• Dataset section
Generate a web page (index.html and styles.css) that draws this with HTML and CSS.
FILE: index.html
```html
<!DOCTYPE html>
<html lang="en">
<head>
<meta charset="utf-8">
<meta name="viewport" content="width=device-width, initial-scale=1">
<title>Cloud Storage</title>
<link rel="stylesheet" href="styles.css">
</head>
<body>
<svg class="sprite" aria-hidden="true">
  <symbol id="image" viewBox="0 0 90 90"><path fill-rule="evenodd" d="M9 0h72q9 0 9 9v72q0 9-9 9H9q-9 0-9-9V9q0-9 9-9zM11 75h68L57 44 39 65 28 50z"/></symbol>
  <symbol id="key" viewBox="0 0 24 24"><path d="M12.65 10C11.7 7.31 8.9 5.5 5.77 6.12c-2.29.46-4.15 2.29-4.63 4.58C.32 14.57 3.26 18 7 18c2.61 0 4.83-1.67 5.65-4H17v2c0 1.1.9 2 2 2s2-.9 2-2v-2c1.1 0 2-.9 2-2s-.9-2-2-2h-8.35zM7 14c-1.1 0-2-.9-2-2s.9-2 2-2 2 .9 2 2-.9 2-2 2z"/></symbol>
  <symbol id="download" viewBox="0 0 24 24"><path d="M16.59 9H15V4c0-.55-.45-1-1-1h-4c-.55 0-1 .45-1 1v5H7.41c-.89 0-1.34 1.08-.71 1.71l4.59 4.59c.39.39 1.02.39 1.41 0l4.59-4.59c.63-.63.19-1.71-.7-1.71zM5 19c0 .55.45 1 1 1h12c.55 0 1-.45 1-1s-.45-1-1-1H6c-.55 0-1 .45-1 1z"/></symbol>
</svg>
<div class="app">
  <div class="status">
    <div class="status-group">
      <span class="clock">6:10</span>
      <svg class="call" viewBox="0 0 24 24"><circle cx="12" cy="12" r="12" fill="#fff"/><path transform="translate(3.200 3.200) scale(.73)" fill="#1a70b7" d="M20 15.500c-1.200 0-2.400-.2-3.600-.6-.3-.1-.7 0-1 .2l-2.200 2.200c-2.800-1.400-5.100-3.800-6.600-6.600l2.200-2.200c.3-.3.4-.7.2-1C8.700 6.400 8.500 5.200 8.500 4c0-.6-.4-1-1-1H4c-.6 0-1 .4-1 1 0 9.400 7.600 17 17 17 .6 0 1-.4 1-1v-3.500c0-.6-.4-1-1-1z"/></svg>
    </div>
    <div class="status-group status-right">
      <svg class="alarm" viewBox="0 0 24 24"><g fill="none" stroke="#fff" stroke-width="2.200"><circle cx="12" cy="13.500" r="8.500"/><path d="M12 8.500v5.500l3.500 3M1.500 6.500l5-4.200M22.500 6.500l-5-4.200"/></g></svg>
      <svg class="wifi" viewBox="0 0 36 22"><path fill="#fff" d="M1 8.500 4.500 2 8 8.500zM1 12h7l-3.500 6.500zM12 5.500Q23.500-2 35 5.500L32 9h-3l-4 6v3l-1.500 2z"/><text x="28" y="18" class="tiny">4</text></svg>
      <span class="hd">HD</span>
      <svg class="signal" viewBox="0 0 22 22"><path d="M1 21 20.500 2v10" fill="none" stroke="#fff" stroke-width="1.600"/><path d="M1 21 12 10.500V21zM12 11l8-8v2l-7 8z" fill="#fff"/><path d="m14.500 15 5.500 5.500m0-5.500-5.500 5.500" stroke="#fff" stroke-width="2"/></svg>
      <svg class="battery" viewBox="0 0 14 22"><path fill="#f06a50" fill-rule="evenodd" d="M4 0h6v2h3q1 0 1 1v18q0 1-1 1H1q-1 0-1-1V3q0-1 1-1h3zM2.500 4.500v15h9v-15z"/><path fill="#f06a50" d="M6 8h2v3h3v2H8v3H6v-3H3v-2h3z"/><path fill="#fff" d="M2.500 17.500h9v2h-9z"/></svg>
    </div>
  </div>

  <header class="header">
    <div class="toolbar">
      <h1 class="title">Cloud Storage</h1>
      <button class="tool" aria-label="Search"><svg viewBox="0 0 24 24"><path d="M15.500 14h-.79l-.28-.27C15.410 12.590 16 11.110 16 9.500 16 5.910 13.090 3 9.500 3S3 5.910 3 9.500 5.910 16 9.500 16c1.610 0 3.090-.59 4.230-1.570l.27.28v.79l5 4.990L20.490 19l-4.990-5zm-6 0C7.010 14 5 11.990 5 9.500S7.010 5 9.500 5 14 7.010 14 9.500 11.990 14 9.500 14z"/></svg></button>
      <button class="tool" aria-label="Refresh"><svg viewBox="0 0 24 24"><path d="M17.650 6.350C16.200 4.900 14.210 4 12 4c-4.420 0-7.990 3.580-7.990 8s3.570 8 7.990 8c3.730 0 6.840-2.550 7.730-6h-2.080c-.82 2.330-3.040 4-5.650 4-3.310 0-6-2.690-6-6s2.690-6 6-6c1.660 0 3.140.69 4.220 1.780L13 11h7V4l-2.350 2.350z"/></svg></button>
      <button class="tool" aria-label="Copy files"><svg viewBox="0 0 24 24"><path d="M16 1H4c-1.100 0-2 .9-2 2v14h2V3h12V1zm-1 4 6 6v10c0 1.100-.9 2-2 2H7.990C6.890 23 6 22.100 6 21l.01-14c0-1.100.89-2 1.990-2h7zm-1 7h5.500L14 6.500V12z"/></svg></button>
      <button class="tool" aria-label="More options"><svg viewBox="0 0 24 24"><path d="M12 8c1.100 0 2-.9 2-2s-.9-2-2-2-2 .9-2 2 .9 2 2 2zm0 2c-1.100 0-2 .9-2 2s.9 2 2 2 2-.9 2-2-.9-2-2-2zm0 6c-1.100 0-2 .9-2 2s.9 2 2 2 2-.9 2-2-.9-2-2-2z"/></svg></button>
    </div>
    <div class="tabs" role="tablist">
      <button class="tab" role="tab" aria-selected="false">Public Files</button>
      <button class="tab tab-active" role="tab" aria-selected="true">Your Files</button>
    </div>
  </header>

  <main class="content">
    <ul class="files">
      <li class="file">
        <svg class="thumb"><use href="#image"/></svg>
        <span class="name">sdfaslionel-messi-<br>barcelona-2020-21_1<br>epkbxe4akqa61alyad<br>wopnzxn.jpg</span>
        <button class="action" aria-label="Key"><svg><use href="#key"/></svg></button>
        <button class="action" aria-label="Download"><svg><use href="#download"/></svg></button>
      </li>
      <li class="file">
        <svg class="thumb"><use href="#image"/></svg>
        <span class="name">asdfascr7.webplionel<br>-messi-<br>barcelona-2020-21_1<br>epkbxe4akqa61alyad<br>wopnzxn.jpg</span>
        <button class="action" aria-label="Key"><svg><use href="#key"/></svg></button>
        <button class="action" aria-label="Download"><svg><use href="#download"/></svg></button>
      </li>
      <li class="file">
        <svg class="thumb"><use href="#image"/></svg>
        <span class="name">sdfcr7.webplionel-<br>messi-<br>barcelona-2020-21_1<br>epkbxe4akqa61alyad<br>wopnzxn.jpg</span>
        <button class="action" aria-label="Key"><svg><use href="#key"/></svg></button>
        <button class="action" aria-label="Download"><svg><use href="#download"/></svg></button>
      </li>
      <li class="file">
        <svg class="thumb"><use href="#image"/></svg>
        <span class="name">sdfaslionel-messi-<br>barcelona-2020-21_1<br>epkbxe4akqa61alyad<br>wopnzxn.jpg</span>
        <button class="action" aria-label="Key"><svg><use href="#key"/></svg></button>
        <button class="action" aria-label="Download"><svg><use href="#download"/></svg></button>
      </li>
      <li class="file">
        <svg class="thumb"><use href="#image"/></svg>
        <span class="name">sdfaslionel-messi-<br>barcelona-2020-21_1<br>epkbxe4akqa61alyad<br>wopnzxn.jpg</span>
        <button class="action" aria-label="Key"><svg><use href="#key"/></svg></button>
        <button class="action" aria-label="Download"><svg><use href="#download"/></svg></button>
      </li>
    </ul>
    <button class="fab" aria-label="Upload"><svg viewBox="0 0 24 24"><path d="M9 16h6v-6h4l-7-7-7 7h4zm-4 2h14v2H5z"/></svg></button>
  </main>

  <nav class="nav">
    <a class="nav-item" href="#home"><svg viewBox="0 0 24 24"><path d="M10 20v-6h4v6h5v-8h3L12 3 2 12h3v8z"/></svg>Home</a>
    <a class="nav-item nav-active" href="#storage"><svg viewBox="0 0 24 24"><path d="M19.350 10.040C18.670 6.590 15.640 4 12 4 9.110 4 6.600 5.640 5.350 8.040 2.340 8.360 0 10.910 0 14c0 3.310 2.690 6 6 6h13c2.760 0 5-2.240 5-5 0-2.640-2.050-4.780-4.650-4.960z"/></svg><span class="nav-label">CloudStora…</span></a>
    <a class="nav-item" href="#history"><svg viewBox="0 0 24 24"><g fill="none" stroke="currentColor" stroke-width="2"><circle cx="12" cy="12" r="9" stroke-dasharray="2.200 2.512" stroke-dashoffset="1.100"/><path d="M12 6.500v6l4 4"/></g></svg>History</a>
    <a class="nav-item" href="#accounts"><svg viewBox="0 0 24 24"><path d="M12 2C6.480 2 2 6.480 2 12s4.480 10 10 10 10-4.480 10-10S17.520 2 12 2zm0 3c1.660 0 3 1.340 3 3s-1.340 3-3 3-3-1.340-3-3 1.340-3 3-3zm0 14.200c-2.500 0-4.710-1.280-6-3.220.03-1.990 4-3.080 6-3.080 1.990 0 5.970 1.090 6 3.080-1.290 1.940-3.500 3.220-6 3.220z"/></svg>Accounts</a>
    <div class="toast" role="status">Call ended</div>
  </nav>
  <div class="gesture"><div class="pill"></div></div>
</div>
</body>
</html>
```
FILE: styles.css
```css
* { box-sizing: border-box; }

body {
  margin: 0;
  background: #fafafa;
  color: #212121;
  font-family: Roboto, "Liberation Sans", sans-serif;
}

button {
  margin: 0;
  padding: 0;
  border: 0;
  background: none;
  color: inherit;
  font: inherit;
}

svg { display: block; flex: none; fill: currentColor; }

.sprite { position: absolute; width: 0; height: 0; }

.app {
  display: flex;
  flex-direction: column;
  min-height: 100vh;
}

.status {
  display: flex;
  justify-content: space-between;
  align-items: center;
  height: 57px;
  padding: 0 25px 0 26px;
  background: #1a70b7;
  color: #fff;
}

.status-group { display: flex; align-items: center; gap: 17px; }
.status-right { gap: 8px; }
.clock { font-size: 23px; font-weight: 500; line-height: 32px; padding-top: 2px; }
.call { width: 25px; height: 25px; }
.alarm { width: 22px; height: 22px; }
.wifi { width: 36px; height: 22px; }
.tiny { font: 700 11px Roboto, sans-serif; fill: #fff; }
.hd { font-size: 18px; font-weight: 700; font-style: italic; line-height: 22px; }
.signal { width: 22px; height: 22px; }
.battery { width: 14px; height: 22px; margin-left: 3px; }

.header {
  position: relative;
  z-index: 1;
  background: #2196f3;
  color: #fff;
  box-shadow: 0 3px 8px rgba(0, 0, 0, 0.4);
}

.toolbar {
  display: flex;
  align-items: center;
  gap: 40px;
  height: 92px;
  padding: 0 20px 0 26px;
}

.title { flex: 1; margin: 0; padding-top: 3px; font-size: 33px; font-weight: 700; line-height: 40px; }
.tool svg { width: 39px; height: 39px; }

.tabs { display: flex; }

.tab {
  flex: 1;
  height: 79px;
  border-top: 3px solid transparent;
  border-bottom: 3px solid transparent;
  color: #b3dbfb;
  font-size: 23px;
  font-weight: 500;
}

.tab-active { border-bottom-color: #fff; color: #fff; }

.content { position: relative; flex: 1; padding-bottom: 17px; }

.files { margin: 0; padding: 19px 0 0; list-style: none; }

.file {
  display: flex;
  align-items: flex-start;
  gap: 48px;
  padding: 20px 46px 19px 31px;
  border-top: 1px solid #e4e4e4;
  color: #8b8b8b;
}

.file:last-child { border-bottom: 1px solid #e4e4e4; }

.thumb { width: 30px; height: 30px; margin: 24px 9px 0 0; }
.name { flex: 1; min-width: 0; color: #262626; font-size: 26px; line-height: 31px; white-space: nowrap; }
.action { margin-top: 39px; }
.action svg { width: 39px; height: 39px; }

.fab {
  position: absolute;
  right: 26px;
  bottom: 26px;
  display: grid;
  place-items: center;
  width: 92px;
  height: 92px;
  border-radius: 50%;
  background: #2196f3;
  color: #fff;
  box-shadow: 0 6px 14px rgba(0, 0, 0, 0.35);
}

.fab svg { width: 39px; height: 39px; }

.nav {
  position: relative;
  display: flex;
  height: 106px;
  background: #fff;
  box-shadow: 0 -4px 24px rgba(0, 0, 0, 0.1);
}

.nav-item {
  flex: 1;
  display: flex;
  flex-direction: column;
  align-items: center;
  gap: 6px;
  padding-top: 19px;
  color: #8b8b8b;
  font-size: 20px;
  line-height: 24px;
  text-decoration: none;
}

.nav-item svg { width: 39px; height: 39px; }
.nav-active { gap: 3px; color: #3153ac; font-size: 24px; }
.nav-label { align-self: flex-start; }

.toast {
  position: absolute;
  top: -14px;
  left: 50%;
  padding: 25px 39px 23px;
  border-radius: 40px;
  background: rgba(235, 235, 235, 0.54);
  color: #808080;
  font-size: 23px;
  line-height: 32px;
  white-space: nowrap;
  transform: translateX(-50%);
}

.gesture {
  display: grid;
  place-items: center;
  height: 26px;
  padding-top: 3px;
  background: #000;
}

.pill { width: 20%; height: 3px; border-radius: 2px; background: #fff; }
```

• Exercise directions
Copy out every line from the data above that has "index" in it.

• Answer for the task
Generate a web page (index.html and styles.css) that draws this with HTML and CSS.
FILE: index.html
  z-index: 1;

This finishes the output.